The second year was especially telling. As the subsoil baked hard, some of our established native trees, so carefully matched to soil and location, began to falter; foliage discolouring and curling. For the first time in 10-15 years we watered a vulnerable few and they quickly recovered.
Then it rained; a light shower of 25mm. As our water tanks began to fill you’d think we’d won the lottery. Where else would a native plant community sing so vibrantly in response to such meagre rainfall?
We received two rainfall events totalling about 65mm and by early March the whole town was smiling. Viewed, though, through the prism of a spring and summer firestorm down south and now a pandemic, even the ebullient joy of rain lost much of its gloss.
Was it a sense of survivor guilt? We all knew someone scarred by the worst wildfires in Australia’s history. Lost family, forests and homes; charred ecosystems and vaporised dreams.
Now, our friends and families are grappling with a pandemic, some are already in isolation, some are stranded in faraway places and some are measuring their own mortality.
Against this backdrop, a chance conversation with Kieran Finnane led to my rash promise to provide a photograph each week for the duration of the pandemic! Not a huge impost on my time I reasoned; really just an extension of current work.
A close colleague, Steve Morton, has been commissioned by CSIRO Publishing to produce a book on the ecology of Australia’s deserts. I’m working on the photographs to accompany his writing and hope to be finished in about 12 months.
At the mention of COVID-19 my mind drifts fatalistically to some of my oldest and dearest friends. From congested cities to remote communities, friends are always asking about my work and I realise some may not live to see publication of the forthcoming book.
Personally, the cartoonesque shield shrimps provide some distraction from the awful realities of the wider world; of the dire health risks posed by this virus to Indigenous communities and the millions who are crowded into refugee camps in Bangladesh and Syria. What will become of those held in Chinese government ‘re-education’ camps, reputedly one million?
I took this image last month at the Ilparpa Claypans. Here in a location heavily impacted by people and neglected by governments, various aquatic crustaceans including fairy and clam shrimps thrive with a little help from dedicated Landcare volunteers.
As their frenetic life cycle draws to an end, adult shrimps jostle in the shallows for favourable egg laying sites. They dig depressions in the mud, deposit their eggs and cover over the site. Their purpose fulfilled, most will die within days.

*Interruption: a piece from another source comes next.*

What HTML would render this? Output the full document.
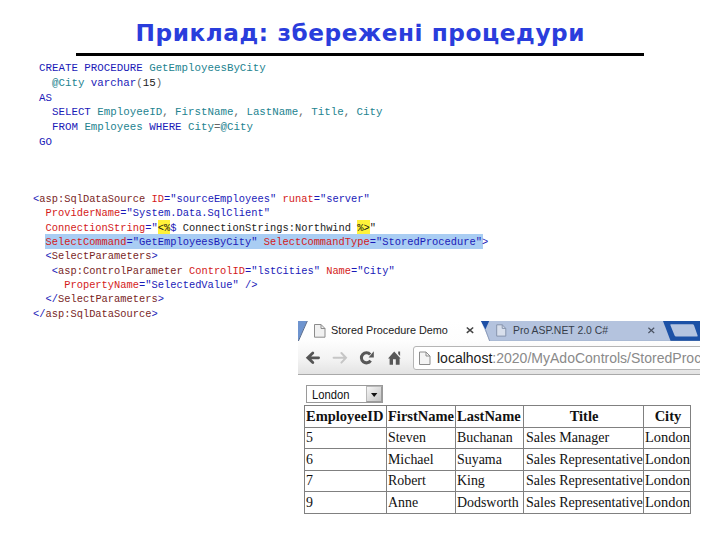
<!DOCTYPE html>
<html lang="uk">
<head>
<meta charset="utf-8">
<title>Приклад: збережені процедури</title>
<style>
html,body{margin:0;padding:0;}
body{width:720px;height:540px;position:relative;background:#fff;overflow:hidden;font-family:"Liberation Sans",sans-serif;}
.abs{position:absolute;}
#title{left:0.3px;top:18px;width:720px;text-align:center;font-family:"DejaVu Sans","Liberation Sans",sans-serif;font-weight:bold;font-size:23.2px;letter-spacing:0.58px;line-height:30px;color:#2a3ddc;white-space:nowrap;}
#rule{left:76px;top:53px;width:568px;height:3px;background:#000;}
pre{margin:0;font-family:"Liberation Mono",monospace;white-space:pre;}
#sql{left:39px;top:61.0px;font-size:10.8px;line-height:14.8px;color:#222;}
#sql .k{color:#1a1ab8;}
#sql .t{color:#23838f;}
#sql .g{color:#666;}
#asp{left:33px;top:192px;font-size:10.4px;line-height:14.34px;color:#222;}
#asp .a{color:#d41a1a;}
#asp .v{color:#1a1ab8;}
#asp .e{color:#7a1f1f;}
#asp .y{background:#fff23a;padding-top:1.6px;color:#111;}
#hl{left:45px;top:233.8px;width:438px;height:15.3px;background:#a9cdf3;}

/* browser screenshot */
#br{left:298px;top:321px;width:402px;height:200px;overflow:hidden;}
#br .abs{position:absolute;}
#tabstrip{left:0;top:0;width:402px;height:21px;background:#1d51a8;}
#tabL{left:0;top:0;width:10px;height:21px;background:#6e94cf;}
#tab1{left:0;top:0;width:192px;height:21px;}
#tab2{left:184px;top:0;width:190px;height:21px;}
.tabtxt{font-family:"Liberation Sans",sans-serif;font-size:11.2px;line-height:14px;color:#1a1a1a;white-space:nowrap;transform-origin:0 50%;}
#toolbar{left:0;top:20px;width:402px;height:33px;background:linear-gradient(#fdfdfd,#f3f3f3 55%,#e3e3e3);border-bottom:1px solid #a9a9a9;}
#addr{left:115px;top:25px;width:300px;height:22px;background:#fff;border:1px solid #b5b5b5;border-radius:3px;}
#url{left:139px;top:28px;font-family:"Liberation Sans",sans-serif;font-size:14.2px;line-height:18px;color:#8a8a8a;white-space:nowrap;transform-origin:0 50%;transform:scaleX(0.988);}
#url b{font-weight:normal;color:#1a1a1a;}
#sel{left:8px;top:64px;width:75px;height:16px;border:1px solid #9a9a9a;background:#fff;}
#selbtn{left:59.4px;top:0;width:15.6px;height:16px;border:1px solid #b9b9b9;border-right-color:#9c9c9c;border-bottom-color:#9c9c9c;background:linear-gradient(135deg,#f6f6f6,#dcdcdc 50%,#c4c4c4);box-sizing:border-box;}
#seltxt{left:4.6px;top:0.5px;font-family:"Liberation Sans",sans-serif;font-size:12.9px;line-height:16px;color:#111;transform:scaleX(0.87);transform-origin:0 50%;}
#grid{left:6px;top:84px;width:386px;border-collapse:collapse;table-layout:fixed;font-family:"Liberation Serif",serif;font-size:15.2px;line-height:17px;color:#111;}
#grid td,#grid th{border:1px solid #808080;padding:0 0 0 2px;white-space:nowrap;overflow:visible;text-align:left;vertical-align:middle;}
#grid th{font-weight:bold;}
#grid th.c{text-align:center;padding:0;}
#grid span{display:inline-block;position:relative;top:-1.3px;left:-1.0px;transform:scaleX(0.916);transform-origin:0 50%;}
#grid th span{top:-1px;left:-0.6px;transform:scaleX(0.955);}
#grid th.c span{transform-origin:50% 50%;left:0.5px;}
#grid span.w{transform:scaleX(0.95);left:-1.2px;}
#grid span.s{transform:scaleX(0.926);left:-0.4px;}
</style>
</head>
<body>
<div id="title" class="abs">Приклад: збережені процедури</div>
<div id="rule" class="abs"></div>
<pre id="sql" class="abs"><span class="k">CREATE PROCEDURE</span> <span class="t">GetEmployeesByCity</span>
  <span class="t">@City</span> <span class="k">varchar</span><span class="g">(</span>15<span class="g">)</span>
<span class="k">AS</span>
  <span class="k">SELECT</span> <span class="t">EmployeeID</span><span class="g">,</span> <span class="t">FirstName</span><span class="g">,</span> <span class="t">LastName</span><span class="g">,</span> <span class="t">Title</span><span class="g">,</span> <span class="t">City</span>
  <span class="k">FROM</span> <span class="t">Employees</span> <span class="k">WHERE</span> <span class="t">City</span><span class="g">=</span><span class="t">@City</span>
<span class="k">GO</span></pre>
<div id="hl" class="abs"></div>
<pre id="asp" class="abs"><span class="v">&lt;</span><span class="e">asp:SqlDataSource</span> <span class="a">ID</span><span class="v">="sourceEmployees"</span> <span class="a">runat</span><span class="v">="server"</span>
  <span class="a">ProviderName</span><span class="v">="System.Data.SqlClient"</span>
  <span class="a">ConnectionString</span><span class="v">="</span><span class="y">&lt;%</span><span class="v">$</span> ConnectionStrings:Northwind <span class="y">%&gt;</span>"
  <span class="a">SelectCommand</span><span class="v">="GetEmployeesByCity"</span> <span class="a">SelectCommandType</span><span class="v">="StoredProcedure"&gt;</span>
  <span class="v">&lt;</span><span class="e">SelectParameters</span><span class="v">&gt;</span>
   <span class="v">&lt;</span><span class="e">asp:ControlParameter</span> <span class="a">ControlID</span><span class="v">="lstCities"</span> <span class="a">Name</span><span class="v">="City"</span>
     <span class="a">PropertyName</span><span class="v">="SelectedValue" /&gt;</span>
  <span class="v">&lt;/</span><span class="e">SelectParameters</span><span class="v">&gt;</span>
<span class="v">&lt;/</span><span class="e">asp:SqlDataSource</span><span class="v">&gt;</span></pre>

<div id="br" class="abs">
  <div id="tabstrip" class="abs"></div>
  <svg class="abs" style="left:0;top:0" width="402" height="22" viewBox="0 0 402 22">
    <defs>
      <linearGradient id="gt" x1="0" y1="0" x2="0" y2="1"><stop offset="0" stop-color="#ffffff"/><stop offset="1" stop-color="#fdfdfd"/></linearGradient>
    </defs>
    <!-- frame -->
    <rect x="0" y="0" width="402" height="20.6" fill="#1c51a6"/>
    <polygon points="0,0 12,0 12,21 0,21" fill="#6e94cf"/>
    <!-- inactive tab -->
    <polygon points="180,0 365,0 372.8,20.5 188,20.5" fill="#b4c3de"/>
    <polygon points="182.8,0 191.2,0 187.4,8.4" fill="#1d4fa6"/>
    <!-- active tab -->
    <polygon points="9,0 182.8,0 191.8,20.5 402,20.5 402,22 0,22 0,20.5" fill="url(#gt)"/>
    <line x1="9.3" y1="0" x2="0.2" y2="20.5" stroke="#54688a" stroke-width="1"/>
    <line x1="187.4" y1="8.4" x2="191.8" y2="20.5" stroke="#8c9cba" stroke-width="1"/>
    <line x1="191.8" y1="20.200" x2="402" y2="20.200" stroke="#8f9db8" stroke-width="0.8"/>
    <!-- new tab button -->
    <path d="M373,3.3 H394.6 Q395.6,3.3 396,4.3 L399.6,14.6 Q400,15.6 399,15.6 H378 Q377,15.6 376.6,14.6 L372.4,4.3 Q372,3.3 373,3.3 Z" fill="#b4c4e0"/>
    <!-- page icons -->
    <path d="M16.500,3.500 h6.500 l4,4 v8.700 h-10.500 z" fill="#f1f1f1" stroke="#8c8c8c"/>
    <path d="M23,3.500 v4 h4" fill="none" stroke="#8c8c8c"/>
    <path d="M198.700,3.800 h5.500 l3.600,3.600 v7.700 h-9.100 z" fill="#d8dfec" stroke="#8794ad"/>
    <path d="M204.200,3.800 v3.600 h3.600" fill="none" stroke="#8794ad"/>
    <!-- close buttons -->
    <path d="M168.800,6.500 l6.400,5.400 m0,-5.400 l-6.400,5.400" stroke="#444" stroke-width="1.5" fill="none"/>
    <path d="M350.400,6.800 l5.800,5.200 m0,-5.200 l-5.800,5.200" stroke="#4a5262" stroke-width="1.15" fill="none"/>
  </svg>
  <div class="abs tabtxt" style="left:32.5px;top:2px;transform:scaleX(0.969)">Stored Procedure Demo</div>
  <div class="abs tabtxt" style="left:214.5px;top:2px;color:#363d4a;transform:scaleX(0.93)">Pro ASP.NET 2.0 C#</div>
  <div id="toolbar" class="abs"></div>
  <div id="addr" class="abs"></div>
  <svg class="abs" style="left:0;top:21px" width="140" height="33" viewBox="0 0 140 33">
    <!-- back -->
    <path d="M20.6,15.8 H10 M14.8,11 L9.8,15.8 L14.8,20.6" fill="none" stroke="#555" stroke-width="2.8" stroke-linecap="round" stroke-linejoin="miter"/>
    <!-- forward -->
    <path d="M35.6,15.8 H47 M43.4,11 L48,15.8 L43.4,20.6" fill="none" stroke="#c6c6c6" stroke-width="2" stroke-linecap="round"/>
    <!-- reload -->
    <path d="M72.2,12.6 A5,5 0 1 0 72.6,18.6" fill="none" stroke="#585858" stroke-width="3"/>
    <polygon points="70.6,15.4 75.8,9.2 75.8,15.4" fill="#585858"/>
    <!-- home -->
    <path d="M96.2,9.6 L102.6,16.6 H101.6 V22.8 H97.8 V17.3 H95 V22.8 H91.6 V16.6 H90 Z M100.2,9.4 h1.9 v4.6 l-1.9,-2 z" fill="#585858"/>
    <!-- addr page icon -->
    <path d="M121.500,10 h6.500 l4,4 v8.500 h-10.500 z" fill="#f4f4f4" stroke="#8c8c8c"/>
    <path d="M128,10 v4 h4" fill="none" stroke="#8c8c8c"/>
  </svg>
  <div id="url" class="abs"><b>localhost</b>:2020/MyAdoControls/StoredProc</div>
  <div id="sel" class="abs">
    <div id="seltxt" class="abs">London</div>
    <div id="selbtn" class="abs"></div>
    <svg class="abs" style="left:64px;top:7px" width="7" height="5" viewBox="0 0 7 5"><polygon points="0,0 6.4,0 3.2,4" fill="#111"/></svg>
  </div>
  <table id="grid" class="abs" cellspacing="0">
    <colgroup><col style="width:82px"><col style="width:69px"><col style="width:68px"><col style="width:120px"><col style="width:47px"></colgroup>
    <tr style="height:22px"><th><span>EmployeeID</span></th><th><span>FirstName</span></th><th><span>LastName</span></th><th class="c"><span>Title</span></th><th class="c"><span>City</span></th></tr>
    <tr style="height:21px"><td><span>5</span></td><td><span>Steven</span></td><td><span>Buchanan</span></td><td><span class="s">Sales Manager</span></td><td><span class="w">London</span></td></tr>
    <tr style="height:22px"><td><span>6</span></td><td><span>Michael</span></td><td><span>Suyama</span></td><td><span class="s">Sales Representative</span></td><td><span class="w">London</span></td></tr>
    <tr style="height:21px"><td><span>7</span></td><td><span>Robert</span></td><td><span>King</span></td><td><span class="s">Sales Representative</span></td><td><span class="w">London</span></td></tr>
    <tr style="height:22px"><td><span>9</span></td><td><span>Anne</span></td><td><span>Dodsworth</span></td><td><span class="s">Sales Representative</span></td><td><span class="w">London</span></td></tr>
  </table>
</div>
</body>
</html>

After two or three weeks the clay-pan waters recede and dry out. Shrimp eggs are imprisoned in the hardening clay for months or years as they wait for the next significant rainfall event.
Steve Morton has provided the following extract from his manuscript:
Since its scientific discovery in the nineteenth century the shield shrimp has been considered as one widespread species in arid Australia. However, recent scrutiny … reveals at least 18 species within the supposed single form, implying that Australian shield shrimps make up half the global diversity of this group. Only a few of the species yet bear scientific names. Several of them have wide geographic distributions, some appear restricted, and up to three may be found living together; the means by which they differentiate themselves ecologically remain to be discovered. To add to the enigma, it seems that populations of any one species can be made up of sexually reproducing individuals, of males and hermaphrodites, or solely of hermaphrodites.